Excerpt from a dataset:
* start *

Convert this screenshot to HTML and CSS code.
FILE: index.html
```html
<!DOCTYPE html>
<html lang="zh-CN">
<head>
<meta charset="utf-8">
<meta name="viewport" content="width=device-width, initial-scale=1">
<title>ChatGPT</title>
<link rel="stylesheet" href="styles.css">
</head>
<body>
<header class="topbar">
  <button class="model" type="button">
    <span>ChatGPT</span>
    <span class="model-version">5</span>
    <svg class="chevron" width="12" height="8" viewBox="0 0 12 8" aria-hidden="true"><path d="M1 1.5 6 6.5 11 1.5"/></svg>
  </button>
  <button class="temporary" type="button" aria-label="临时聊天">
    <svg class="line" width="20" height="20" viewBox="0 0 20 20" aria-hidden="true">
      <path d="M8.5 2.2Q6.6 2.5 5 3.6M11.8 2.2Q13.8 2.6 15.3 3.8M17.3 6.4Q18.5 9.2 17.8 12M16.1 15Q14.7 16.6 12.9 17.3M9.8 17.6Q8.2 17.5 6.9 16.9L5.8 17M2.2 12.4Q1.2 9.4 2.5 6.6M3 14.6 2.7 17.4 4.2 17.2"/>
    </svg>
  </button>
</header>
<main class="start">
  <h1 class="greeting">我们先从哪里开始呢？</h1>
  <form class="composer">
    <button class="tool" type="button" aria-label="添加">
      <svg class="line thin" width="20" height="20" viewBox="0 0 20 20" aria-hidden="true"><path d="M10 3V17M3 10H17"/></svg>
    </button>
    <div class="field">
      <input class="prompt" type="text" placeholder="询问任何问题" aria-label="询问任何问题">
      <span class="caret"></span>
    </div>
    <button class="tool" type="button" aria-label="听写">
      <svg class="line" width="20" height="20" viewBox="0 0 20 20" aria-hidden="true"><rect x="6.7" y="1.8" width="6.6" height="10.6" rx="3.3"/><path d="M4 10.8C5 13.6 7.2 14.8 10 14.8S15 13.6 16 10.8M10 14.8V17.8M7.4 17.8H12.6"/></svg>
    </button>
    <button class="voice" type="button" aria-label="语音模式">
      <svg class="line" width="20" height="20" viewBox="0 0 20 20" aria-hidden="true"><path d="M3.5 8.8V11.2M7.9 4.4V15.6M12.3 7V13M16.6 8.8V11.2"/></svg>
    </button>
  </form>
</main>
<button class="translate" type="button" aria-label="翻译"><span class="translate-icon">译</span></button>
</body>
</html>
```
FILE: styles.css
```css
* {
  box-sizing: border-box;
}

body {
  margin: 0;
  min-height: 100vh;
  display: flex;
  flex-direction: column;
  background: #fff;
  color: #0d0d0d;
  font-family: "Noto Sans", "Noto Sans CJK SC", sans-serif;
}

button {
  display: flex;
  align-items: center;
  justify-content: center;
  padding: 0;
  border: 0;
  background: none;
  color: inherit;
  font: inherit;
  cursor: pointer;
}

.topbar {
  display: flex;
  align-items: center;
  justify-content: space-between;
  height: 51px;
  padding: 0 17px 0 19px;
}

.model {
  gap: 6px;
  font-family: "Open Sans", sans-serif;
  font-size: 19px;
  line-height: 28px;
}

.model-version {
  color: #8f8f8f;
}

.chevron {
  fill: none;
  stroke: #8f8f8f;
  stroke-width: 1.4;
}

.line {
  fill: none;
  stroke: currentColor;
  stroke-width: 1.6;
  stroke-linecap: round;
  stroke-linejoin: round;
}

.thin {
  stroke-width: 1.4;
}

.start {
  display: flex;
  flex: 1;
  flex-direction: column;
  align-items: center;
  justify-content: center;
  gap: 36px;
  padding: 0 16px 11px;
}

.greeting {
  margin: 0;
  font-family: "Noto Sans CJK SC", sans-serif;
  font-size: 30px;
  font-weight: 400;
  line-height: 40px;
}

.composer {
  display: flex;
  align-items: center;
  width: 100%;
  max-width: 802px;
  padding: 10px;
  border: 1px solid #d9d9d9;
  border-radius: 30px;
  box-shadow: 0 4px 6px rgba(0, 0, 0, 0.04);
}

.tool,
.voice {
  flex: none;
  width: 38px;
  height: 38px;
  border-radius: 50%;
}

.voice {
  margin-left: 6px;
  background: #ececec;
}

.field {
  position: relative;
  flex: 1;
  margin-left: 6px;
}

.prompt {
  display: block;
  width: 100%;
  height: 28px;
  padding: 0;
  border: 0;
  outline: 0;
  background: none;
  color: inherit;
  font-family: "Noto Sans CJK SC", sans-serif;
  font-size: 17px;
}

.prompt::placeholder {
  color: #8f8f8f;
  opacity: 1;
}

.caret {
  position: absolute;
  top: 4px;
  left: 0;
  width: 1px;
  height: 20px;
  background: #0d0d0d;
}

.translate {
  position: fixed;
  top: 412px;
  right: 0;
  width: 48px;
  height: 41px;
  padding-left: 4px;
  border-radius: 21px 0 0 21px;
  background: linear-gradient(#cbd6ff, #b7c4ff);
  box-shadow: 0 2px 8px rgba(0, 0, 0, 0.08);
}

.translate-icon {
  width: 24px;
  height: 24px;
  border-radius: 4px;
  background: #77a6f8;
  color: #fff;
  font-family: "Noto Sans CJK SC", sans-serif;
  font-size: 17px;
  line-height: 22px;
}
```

* end *
* start *

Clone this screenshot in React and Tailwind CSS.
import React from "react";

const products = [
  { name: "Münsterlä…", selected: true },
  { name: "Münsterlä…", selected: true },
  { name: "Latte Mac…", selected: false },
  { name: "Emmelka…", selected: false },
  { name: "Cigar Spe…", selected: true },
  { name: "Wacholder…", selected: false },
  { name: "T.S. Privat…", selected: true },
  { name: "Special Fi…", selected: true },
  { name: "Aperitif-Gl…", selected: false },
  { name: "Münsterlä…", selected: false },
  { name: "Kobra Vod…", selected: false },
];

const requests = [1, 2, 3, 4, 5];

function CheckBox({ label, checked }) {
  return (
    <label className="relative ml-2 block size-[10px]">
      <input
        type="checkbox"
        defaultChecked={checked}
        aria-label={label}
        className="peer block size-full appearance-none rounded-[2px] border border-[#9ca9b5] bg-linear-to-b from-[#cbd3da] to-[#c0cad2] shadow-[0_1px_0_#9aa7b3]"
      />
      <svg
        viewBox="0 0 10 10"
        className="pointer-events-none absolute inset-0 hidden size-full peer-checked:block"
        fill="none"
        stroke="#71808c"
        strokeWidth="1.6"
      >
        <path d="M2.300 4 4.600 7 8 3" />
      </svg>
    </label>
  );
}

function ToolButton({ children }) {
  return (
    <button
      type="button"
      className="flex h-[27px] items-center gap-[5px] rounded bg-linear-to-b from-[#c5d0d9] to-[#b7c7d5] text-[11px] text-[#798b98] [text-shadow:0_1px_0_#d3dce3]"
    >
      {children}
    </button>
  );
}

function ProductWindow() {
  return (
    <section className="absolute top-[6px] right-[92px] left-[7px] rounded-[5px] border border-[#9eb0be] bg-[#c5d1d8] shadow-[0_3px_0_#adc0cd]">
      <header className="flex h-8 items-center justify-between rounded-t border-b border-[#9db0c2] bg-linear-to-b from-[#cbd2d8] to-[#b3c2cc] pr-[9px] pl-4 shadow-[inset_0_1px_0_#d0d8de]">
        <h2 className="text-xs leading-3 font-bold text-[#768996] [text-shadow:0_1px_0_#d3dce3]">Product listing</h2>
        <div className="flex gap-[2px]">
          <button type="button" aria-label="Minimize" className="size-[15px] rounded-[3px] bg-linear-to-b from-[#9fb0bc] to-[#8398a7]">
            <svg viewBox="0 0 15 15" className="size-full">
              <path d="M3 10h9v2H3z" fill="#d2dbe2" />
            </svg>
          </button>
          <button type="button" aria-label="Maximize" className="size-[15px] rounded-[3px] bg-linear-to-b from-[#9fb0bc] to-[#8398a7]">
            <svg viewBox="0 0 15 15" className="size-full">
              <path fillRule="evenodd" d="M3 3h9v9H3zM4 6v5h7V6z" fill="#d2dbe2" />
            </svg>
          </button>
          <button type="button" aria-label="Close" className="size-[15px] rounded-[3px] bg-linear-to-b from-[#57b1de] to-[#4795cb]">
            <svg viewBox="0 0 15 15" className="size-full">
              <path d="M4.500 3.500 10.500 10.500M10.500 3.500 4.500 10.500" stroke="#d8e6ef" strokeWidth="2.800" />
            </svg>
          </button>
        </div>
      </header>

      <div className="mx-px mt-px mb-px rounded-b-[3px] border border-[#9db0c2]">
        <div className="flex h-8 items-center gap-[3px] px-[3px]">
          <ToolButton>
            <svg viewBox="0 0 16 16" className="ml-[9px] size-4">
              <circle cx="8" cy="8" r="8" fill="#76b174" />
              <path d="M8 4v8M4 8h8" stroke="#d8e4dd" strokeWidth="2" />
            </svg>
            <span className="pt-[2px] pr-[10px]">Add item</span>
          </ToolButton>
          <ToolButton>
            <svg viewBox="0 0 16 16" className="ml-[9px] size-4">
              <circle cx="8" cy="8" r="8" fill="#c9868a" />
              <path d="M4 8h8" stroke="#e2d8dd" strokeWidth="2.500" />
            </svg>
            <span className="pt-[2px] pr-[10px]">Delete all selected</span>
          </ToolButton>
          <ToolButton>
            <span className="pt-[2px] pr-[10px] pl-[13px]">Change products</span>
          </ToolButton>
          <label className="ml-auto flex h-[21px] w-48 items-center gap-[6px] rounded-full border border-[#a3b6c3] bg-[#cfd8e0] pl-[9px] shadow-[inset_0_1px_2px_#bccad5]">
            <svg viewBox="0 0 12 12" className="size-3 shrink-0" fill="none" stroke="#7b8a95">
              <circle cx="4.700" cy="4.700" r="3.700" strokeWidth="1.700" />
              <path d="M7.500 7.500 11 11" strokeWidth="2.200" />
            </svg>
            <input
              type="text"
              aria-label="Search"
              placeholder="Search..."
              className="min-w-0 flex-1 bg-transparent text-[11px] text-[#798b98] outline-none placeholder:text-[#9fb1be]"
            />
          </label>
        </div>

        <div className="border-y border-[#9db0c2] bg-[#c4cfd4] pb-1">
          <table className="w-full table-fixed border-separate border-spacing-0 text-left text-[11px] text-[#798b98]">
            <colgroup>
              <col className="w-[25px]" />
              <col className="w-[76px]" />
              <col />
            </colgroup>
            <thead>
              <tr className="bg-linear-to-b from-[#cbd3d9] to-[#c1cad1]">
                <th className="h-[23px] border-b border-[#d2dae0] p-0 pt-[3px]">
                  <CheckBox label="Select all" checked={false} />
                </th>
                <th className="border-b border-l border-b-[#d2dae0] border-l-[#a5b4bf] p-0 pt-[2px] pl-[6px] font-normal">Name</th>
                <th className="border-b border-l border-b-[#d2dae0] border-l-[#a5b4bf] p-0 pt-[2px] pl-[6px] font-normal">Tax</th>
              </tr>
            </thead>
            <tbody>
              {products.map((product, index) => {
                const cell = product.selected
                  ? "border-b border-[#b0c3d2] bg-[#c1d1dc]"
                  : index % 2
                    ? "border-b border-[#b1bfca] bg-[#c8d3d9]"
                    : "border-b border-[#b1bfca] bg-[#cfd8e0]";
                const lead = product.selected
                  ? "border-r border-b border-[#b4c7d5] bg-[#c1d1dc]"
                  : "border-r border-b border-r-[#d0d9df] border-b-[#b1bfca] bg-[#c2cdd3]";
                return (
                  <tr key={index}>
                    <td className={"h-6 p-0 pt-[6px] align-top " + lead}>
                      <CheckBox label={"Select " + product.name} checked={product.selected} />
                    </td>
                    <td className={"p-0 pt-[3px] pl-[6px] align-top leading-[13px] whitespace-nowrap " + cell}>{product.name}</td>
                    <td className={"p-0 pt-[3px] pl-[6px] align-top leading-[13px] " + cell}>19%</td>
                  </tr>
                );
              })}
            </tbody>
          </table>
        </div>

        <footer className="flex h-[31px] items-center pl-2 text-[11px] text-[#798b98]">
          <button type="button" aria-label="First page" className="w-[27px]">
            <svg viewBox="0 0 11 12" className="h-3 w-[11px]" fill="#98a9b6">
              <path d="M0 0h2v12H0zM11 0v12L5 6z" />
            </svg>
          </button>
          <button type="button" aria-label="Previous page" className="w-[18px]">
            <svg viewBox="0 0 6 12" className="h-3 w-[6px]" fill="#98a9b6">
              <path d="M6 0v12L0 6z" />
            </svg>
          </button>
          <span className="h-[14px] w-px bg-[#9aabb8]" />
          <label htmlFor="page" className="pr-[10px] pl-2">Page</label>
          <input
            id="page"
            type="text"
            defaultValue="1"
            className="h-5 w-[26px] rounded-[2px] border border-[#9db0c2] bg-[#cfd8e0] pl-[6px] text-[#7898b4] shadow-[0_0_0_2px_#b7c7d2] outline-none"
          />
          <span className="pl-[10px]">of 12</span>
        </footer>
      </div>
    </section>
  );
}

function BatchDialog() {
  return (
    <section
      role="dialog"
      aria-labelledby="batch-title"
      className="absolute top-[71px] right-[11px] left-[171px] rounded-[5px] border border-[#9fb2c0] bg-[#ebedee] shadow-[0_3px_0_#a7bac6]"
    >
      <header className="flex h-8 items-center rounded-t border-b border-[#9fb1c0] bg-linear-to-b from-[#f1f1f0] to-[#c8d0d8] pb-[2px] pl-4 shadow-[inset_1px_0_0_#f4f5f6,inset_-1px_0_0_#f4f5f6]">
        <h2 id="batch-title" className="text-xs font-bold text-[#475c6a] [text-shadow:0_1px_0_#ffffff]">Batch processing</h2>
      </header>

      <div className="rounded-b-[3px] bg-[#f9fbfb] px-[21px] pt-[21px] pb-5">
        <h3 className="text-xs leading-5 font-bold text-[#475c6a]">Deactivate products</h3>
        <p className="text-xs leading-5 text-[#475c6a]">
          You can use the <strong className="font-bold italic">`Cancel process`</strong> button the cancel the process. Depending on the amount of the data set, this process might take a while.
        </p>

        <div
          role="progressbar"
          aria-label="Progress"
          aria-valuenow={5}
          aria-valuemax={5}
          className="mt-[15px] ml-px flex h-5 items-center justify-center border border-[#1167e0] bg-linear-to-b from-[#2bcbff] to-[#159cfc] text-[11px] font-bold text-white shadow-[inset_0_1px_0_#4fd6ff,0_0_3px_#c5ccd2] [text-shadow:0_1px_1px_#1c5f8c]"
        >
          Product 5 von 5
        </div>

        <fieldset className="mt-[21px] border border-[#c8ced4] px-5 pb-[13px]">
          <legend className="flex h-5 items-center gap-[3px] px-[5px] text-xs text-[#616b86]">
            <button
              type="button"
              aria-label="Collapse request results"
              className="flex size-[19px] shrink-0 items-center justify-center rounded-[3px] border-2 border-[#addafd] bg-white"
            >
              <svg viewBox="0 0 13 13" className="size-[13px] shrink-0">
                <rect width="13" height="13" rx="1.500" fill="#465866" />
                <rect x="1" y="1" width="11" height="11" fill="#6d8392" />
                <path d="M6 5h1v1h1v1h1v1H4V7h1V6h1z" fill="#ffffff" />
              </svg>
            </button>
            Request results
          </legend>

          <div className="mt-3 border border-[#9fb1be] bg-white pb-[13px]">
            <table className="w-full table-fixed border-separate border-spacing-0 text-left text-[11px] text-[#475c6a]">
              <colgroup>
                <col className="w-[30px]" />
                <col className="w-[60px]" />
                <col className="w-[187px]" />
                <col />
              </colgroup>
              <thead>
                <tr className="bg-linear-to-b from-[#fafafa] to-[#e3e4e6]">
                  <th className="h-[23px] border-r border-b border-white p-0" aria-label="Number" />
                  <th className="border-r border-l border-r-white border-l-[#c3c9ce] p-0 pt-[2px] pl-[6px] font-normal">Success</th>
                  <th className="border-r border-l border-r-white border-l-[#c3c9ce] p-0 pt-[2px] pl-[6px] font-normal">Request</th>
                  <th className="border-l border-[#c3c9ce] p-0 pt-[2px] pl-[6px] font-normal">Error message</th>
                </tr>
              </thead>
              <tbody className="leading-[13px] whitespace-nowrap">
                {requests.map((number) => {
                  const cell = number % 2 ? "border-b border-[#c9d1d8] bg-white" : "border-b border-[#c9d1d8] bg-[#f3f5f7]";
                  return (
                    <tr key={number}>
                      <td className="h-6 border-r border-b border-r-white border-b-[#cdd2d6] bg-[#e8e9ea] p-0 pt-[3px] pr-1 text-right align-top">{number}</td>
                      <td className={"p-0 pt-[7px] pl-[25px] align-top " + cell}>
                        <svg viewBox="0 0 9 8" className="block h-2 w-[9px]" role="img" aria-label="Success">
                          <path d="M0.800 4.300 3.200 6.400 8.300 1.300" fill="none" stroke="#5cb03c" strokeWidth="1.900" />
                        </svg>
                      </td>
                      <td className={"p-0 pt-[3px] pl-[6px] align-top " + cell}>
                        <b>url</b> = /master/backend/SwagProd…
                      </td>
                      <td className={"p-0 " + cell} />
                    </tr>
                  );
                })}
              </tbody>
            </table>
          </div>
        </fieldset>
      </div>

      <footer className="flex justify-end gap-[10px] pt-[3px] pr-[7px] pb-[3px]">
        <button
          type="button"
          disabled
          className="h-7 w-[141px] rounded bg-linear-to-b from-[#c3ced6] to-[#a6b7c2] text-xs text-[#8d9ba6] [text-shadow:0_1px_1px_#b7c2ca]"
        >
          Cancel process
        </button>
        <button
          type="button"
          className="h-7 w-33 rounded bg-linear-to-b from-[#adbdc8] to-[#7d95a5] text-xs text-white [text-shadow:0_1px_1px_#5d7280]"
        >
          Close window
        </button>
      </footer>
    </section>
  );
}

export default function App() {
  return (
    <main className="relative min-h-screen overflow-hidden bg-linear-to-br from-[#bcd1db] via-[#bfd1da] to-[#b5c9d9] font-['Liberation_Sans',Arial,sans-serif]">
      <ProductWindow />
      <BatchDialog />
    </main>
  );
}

* end *

=== DIRECTION ===
Look above for the line that contains "Clone this screenshot". Starting there, transcribe every line exactly until you have copied the line that contains "const requests = [1, 2, 3, 4, 5];".

=== WRITTEN SOLUTION ===
Clone this screenshot in React and Tailwind CSS.
import React from "react";

const products = [
  { name: "Münsterlä…", selected: true },
  { name: "Münsterlä…", selected: true },
  { name: "Latte Mac…", selected: false },
  { name: "Emmelka…", selected: false },
  { name: "Cigar Spe…", selected: true },
  { name: "Wacholder…", selected: false },
  { name: "T.S. Privat…", selected: true },
  { name: "Special Fi…", selected: true },
  { name: "Aperitif-Gl…", selected: false },
  { name: "Münsterlä…", selected: false },
  { name: "Kobra Vod…", selected: false },
];

const requests = [1, 2, 3, 4, 5];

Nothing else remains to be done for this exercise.